The PJ Tatler

Gibbs: If White House Doesn't Fix Obamacare Today, 'Huge Number' of Dems Will Back GOP Fix

Former White House press secretary Robert Gibbs said that his old boss either needs to announce a fix or support a Senate bill to rectify Obamacare’s problems or there will be “huge” Democratic support for a GOP bill in the House tomorrow.

The House Rules Committee has a 3 p.m. meeting today to advance the Keep Your Health Plan Act of 2013, sponsored by House Energy and Commerce Committee Chairman Fred Upton (R-Mich.).

On the Senate side, support has been growing for Sen. Mary Landrieu’s (D-La.) bill to allow people to keep their healthcare plans. “This bill provides a simple fix to a complex problem,” said co-sponsor Sen. Dianne Feinstein (D-Calif.). “This bill will extend the grandfather date for individual insurance plans so that individuals who have insurance policies they like can keep them indefinitely, unless the individual chooses another plan or the insurer stops providing health insurance in the individual market.”

Gibbs said on MSNBC that people need to “remember it’s a policy problem, not communication problem.”

“Either the White House announces a legislative or administrative fix, and I think that’s probably hard or supports either — probably comes out and support of something like the Landrieu bill in the Senate,” he said.

One of those things “has to happen,” he stressed, or “you’ll see huge numbers of Democrats come out in support of the Upton bill, even if they don’t absolutely believe that that’s this — what solves the problem, that’s what people think will solve the problem.”

The White House just updated the daily schedule to add a statement from President Obama in the press room at 11:35 a.m.

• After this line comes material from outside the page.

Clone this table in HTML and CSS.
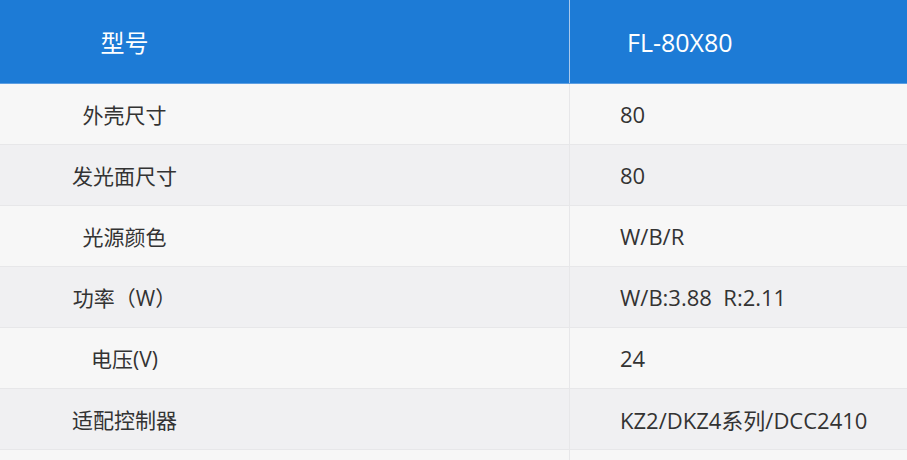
FILE: index.html
```html
<!DOCTYPE html>
<html lang="zh">
<head>
<meta charset="utf-8">
<link rel="stylesheet" href="styles.css">
</head>
<body>
<div class="table">
  <div class="row head">
    <div class="cell key">型号</div>
    <div class="cell val">FL-80X80</div>
  </div>
  <div class="row odd">
    <div class="cell key">外壳尺寸</div>
    <div class="cell val">80</div>
  </div>
  <div class="row even">
    <div class="cell key">发光面尺寸</div>
    <div class="cell val">80</div>
  </div>
  <div class="row odd">
    <div class="cell key">光源颜色</div>
    <div class="cell val">W/B/R</div>
  </div>
  <div class="row even">
    <div class="cell key">功率（W）</div>
    <div class="cell val">W/B:3.88&nbsp; R:2.11</div>
  </div>
  <div class="row odd">
    <div class="cell key">电压(V)</div>
    <div class="cell val">24</div>
  </div>
  <div class="row even">
    <div class="cell key">适配控制器</div>
    <div class="cell val">KZ2/DKZ4系列/DCC2410</div>
  </div>
  <div class="row odd">
    <div class="cell key"></div>
    <div class="cell val"></div>
  </div>
</div>
</body>
</html>
```
FILE: styles.css
```css
html, body {
  margin: 0;
  padding: 0;
  background: #f7f7f7;
}
body {
  font-family: "Open Sans", "Noto Sans CJK SC", sans-serif;
  color: #333;
  overflow: hidden;
  height: 460px;
}
.table {
  display: flex;
  flex-direction: column;
  width: 907px;
}
.row {
  display: grid;
  grid-template-columns: 570px 1fr;
  height: 60px;
  flex: none;
  border-bottom: 1px solid #e7e7e9;
  font-size: 22px;
}
.row.head {
  height: 83px;
  background: #1d7bd6;
  color: #fff;
  font-size: 25px;
  border-bottom: 1px solid #5d9fe2;
}
.row.odd { background: #f7f7f7; }
.row.even { background: #f0f0f2; }
.cell {
  display: flex;
  align-items: center;
  white-space: pre;
}
.key {
  justify-content: center;
  padding-right: 320px;
  border-right: 1px solid #e7e7e9;
  font-size: 21px;
}
.head .key {
  border-right-color: #a9c9ec;
  font-size: 24px;
}
.val {
  padding-left: 50px;
}
.head .val {
  padding-left: 57px;
}
```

Pennsylvania Rep. Mike Doyle (D) said he told the White House yesterday “members of Congress aren’t judged by administrative fixes, they’re judged by their voting record.”

“And people wanna be on the record that we made a commitment to the American people that they could keep their insurance if they like it, and we wanna fix that,” Doyle added.

Gibbs said he still thinks “the huge 98 percent of this problem is the website.”

“There’s basically 6.9 million people with a month less, in terms of that window that have to go, that’s gonna put tremendous strain on the website,” he said. “The website is a giant mess, to begin with. And it’s got to be fixed. The good news for the administration is — in the figures they released yesterday, 846,000 people completed an application, covering 1.5 million people. Right? They haven’t yet selected an insurance plan. The 106,000 people have selected an insurance plan.”

“So there’s demand for this. There’s curiosity. There’s demand for health care, that’s not surprising. We had tens of millions of people without health care. The question now is, is there a vehicle.”

“It’s not surprising that the numbers are 100,000 at this point. I mean, people have been told the website’s not working properly,” Doyle said. “Three — three times as many sign-ups in the state exchanges as in the federal exchange. But the bottom line is this, once that website starts to function, as we intend it to function, I — I agree with Robert, I think, a lot of this starts to go away.”